DGE : « contraventions apparentes » à Sudbury

Glenn Thibeault a été élu député provincial de Sudbury lors d’une partielle, le 5 février 2015. Archives, #ONfr

TORONTO – Le Directeur général des élections (DGE) de l’Ontario est d’avis que les actes de deux personnes d’influence au sein du Parti libéral dans le cadre d’une élection partielle à Sudbury « constituent des contraventions apparentes » à la loi électorale et il a signalé l’affaire au ministère du Procureur général. Du jamais vu dans la province.

FRANÇOIS PIERRE DUFAULT
fpdufault@tfo.org | @fpdufault

Le chien de garde des élections Greg Essensa juge à la lumière de « faits constatés » et d’« un examen de l’ensemble des transcriptions, enregistrements et documents pertinents », que deux organisateurs libéraux ont violé l’article 96.1 de la loi électorale lorsqu’ils ont fait miroiter « un emploi ou une nomination » à un ex-candidat à Sudbury dans le but de l’écarter du scrutin du 5 février.

L’article 96.1 de la loi électorale de l’Ontario stipule qu’il est interdit de « donner, procurer ou promettre ou convenir de procurer un poste ou un emploi dans le but d’inciter une personne à devenir candidat, à s’abstenir de devenir candidat ou à retirer sa candidature ».

Or, selon le DGE, les organisateurs libéraux Gerry Lougheed et Patricia Sorbara semblent avoir joué de leur influence pour inciter l’ex-candidat Andrew Olivier à ne pas briguer de nouveau l’investiture du parti et à céder le passage à autre candidat plus connu, Glenn Thibeault, dans les semaines qui ont précédé la récente élection partielle.

« Bien que je n’aie pas à peser des questions de crédibilité ou de l’équilibre des faits concurrents comme le ferait un juge, mon rôle non partisan dans la supervision de l’intégrité des élections provinciales signifie que je dois être convaincu qu’il y a plus que la simple probabilité d’une contravention avant de conclure que toute violation possible ait atteint le seuil d’être apparent », a précisé M. Essensa, le jeudi 19 février.

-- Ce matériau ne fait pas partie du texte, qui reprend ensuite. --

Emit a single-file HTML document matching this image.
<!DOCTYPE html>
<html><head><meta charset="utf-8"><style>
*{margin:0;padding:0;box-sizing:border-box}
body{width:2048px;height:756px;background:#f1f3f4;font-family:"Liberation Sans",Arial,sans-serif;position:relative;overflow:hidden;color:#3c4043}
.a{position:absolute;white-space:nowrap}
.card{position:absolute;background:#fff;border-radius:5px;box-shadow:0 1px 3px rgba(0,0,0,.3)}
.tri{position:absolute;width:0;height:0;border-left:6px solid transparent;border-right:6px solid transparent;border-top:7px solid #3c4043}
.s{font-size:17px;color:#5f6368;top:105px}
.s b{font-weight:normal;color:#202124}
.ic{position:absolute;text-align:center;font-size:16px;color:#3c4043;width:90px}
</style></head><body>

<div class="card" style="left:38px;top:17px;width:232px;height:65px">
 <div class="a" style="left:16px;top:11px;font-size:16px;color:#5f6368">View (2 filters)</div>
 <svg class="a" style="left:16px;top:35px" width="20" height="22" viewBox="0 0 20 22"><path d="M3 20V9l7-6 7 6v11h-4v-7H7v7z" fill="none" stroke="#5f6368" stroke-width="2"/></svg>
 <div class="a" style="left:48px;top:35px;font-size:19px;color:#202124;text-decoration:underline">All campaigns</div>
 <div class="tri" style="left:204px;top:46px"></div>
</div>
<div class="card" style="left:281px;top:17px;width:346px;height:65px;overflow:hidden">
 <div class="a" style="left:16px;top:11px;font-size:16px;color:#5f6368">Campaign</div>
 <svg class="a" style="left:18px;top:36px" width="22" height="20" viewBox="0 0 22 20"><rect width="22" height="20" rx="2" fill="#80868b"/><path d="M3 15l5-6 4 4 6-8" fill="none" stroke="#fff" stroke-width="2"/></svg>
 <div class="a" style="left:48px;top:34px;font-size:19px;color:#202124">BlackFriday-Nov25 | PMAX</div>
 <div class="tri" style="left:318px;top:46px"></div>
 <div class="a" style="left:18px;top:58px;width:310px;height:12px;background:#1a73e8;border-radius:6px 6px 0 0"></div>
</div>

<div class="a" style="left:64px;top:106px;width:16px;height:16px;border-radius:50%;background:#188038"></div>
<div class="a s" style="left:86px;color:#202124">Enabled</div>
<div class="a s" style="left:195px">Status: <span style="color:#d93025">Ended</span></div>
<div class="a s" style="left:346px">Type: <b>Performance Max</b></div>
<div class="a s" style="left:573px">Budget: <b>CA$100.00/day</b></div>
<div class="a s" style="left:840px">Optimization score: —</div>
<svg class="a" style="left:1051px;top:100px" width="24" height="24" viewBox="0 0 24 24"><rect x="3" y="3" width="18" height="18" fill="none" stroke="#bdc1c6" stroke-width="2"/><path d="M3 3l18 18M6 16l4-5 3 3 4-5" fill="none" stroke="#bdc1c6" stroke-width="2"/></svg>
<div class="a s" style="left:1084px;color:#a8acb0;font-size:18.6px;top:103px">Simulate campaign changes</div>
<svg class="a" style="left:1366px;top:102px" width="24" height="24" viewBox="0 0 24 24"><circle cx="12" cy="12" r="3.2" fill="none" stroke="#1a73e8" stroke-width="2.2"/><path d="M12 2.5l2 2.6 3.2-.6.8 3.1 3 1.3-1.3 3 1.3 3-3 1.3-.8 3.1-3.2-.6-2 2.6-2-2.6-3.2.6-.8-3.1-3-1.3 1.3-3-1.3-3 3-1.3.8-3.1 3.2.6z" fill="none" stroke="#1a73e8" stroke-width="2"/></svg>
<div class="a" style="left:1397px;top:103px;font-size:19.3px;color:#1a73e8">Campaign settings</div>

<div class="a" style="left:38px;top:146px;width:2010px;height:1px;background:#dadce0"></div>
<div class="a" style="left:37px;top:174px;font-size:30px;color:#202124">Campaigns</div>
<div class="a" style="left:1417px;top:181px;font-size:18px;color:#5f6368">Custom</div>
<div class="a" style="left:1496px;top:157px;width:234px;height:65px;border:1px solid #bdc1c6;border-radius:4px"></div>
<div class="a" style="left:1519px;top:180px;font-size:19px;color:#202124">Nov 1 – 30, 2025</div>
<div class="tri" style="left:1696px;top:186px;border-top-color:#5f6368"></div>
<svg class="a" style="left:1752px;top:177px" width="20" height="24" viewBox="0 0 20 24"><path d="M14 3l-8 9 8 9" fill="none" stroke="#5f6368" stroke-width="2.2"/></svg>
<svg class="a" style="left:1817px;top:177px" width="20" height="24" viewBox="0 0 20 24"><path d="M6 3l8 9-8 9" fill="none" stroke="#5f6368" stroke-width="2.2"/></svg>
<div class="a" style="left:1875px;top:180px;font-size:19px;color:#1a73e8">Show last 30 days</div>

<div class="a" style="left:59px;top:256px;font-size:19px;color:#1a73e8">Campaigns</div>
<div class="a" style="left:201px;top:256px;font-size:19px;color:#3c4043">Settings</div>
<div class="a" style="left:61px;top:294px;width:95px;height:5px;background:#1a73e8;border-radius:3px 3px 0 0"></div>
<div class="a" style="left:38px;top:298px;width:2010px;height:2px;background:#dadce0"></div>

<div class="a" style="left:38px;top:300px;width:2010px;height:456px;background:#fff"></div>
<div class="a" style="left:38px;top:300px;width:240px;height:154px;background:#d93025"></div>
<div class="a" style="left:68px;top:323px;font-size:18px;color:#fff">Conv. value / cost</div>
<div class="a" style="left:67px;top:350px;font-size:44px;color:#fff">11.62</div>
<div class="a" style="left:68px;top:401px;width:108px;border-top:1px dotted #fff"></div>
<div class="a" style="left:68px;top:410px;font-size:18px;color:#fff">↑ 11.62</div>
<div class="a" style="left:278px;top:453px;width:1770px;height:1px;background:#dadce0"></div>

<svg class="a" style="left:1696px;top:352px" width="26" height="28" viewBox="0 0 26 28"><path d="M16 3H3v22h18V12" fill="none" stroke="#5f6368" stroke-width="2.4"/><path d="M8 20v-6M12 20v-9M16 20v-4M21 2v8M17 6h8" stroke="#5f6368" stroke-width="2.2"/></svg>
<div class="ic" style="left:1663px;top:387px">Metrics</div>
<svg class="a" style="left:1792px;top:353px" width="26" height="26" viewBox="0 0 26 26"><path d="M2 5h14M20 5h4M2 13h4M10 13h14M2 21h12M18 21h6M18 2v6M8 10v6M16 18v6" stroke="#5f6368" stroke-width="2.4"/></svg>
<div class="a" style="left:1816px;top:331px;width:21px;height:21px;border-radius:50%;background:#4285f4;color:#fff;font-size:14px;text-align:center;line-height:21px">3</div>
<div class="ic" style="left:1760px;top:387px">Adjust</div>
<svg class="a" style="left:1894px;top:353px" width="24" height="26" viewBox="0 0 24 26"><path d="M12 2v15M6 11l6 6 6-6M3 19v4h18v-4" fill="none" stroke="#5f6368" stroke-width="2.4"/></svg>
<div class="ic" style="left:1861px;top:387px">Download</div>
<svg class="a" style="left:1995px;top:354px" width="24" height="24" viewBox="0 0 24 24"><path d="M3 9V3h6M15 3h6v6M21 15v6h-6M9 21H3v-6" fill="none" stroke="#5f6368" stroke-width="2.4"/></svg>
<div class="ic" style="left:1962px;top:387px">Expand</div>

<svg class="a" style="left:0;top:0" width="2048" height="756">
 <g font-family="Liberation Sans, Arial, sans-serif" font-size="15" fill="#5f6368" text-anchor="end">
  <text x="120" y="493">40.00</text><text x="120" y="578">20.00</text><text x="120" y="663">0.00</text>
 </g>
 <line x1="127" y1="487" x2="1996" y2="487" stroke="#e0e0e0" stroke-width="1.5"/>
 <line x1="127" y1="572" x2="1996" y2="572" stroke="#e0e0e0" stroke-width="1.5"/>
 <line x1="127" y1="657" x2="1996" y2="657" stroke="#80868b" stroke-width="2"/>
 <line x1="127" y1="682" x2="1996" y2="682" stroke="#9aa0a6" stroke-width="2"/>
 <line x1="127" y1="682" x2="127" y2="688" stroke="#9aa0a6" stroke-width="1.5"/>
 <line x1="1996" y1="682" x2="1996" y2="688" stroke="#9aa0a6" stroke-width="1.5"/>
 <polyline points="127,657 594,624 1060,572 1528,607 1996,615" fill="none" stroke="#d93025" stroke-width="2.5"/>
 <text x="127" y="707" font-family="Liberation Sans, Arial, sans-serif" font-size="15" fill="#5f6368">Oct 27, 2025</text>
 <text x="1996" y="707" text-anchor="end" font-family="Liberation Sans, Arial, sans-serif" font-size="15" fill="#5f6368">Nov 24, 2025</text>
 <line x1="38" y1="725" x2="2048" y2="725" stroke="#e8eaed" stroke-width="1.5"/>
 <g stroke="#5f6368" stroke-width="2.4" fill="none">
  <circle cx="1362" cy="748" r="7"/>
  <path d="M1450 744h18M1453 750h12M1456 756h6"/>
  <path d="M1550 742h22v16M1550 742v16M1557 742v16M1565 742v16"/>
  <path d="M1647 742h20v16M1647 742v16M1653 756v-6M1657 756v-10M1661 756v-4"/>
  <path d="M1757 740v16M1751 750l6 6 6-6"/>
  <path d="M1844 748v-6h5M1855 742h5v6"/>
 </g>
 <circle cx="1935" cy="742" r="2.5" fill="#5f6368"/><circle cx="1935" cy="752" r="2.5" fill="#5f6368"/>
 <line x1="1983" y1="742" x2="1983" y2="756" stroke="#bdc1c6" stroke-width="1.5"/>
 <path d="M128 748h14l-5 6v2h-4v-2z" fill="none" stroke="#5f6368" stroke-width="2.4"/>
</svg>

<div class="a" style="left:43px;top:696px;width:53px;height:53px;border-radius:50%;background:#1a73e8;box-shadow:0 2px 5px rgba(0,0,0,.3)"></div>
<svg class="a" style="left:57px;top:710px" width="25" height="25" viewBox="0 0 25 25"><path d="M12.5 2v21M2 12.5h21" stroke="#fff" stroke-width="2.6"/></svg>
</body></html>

C’est finalement M. Thibeault qui a remporté l’élection partielle dans Sudbury avec 41% des voix. Candidat indépendant, M. Olivier récolté une troisième place avec 12% des suffrages.

Enquête de la police

Le DGE n’a aucun mandat d’intenter lui-même des poursuites. Il a donc soumis le dossier au ministère du Procureur général, pour que celui-ci décide s’il y a lieu ou non de renvoyer l’affaire à la police.

« J’ai été informée par mon sous-ministre que l’affaire a été référée à un procureur fédéral. Elle ne sera pas gérée par mon ministère. Nous voulons nous assurer qu’il y ait une séparation claire (entre le pouvoir politique et la poursuite) dans cette affaire », a déclaré à la presse Madeleine Meilleur, Procureure générale de l’Ontario, le 19 février.

Rappelons que la Police provinciale de l’Ontario (PPO) mène déjà une enquête sur une possible affaire de corruption dans le camp libéral à Sudbury et que ses conclusions préliminaires dans ce dossier rejoignent celles du DGE.

Gerry Lougheed est aussi président de la commission de police de Sudbury – une nomination de la province. Patricia Sorbara est la chef de cabinet adjointe de la première ministre Kathleen Wynne.

L’effet d’un électrochoc

Le rapport du DGE est tombé à peine cinq minutes avant le début de la période quotidienne de questions à Queen’s Park. Il a eu l’effet d’un électrochoc sur les délibérations déjà tendues des parlementaires depuis leur retour en chambre.

« Montrez-nous qu’il reste un peu d’intégrité dans ce gouvernement », a tonné le progressiste-conservateur John Yakabuski, réclamant du même souffle le limogeage des deux organisateurs libéraux ayant vraisemblablement contrevenu à la loi électorale. « Débarrassez-vous de ces deux pommes pourries », a renchéri son collègue Steve Clark, à l’origine d’une des plaintes au DGE et à la police.

« Il est temps que la première ministre fasse son mea culpa », a lancé la chef néo-démocrate Andrea Horwath, exigeant elle aussi la tête des Gerry Lougheed et Patricia Sorbara du moins qu’à la fin des procédures de la police et de la Couronne.

Le clan libéral, lui, a continué à défendre ses deux organisateurs contre les attaques frontales d’une opposition chauffée à bloc.

« Il n’y a pas d’accusation », a souligné Mme Meilleur à #ONfr.

La première ministre Kathleen Wynne a répété plusieurs fois devant la Législature qu’elle n’avait fait qu’exercer son droit politique de choisir M. Thibeault comme candidat à Sudbury, et qu’elle avait seulement cherché par la suite à garder M. Olivier « impliqué » dans son parti.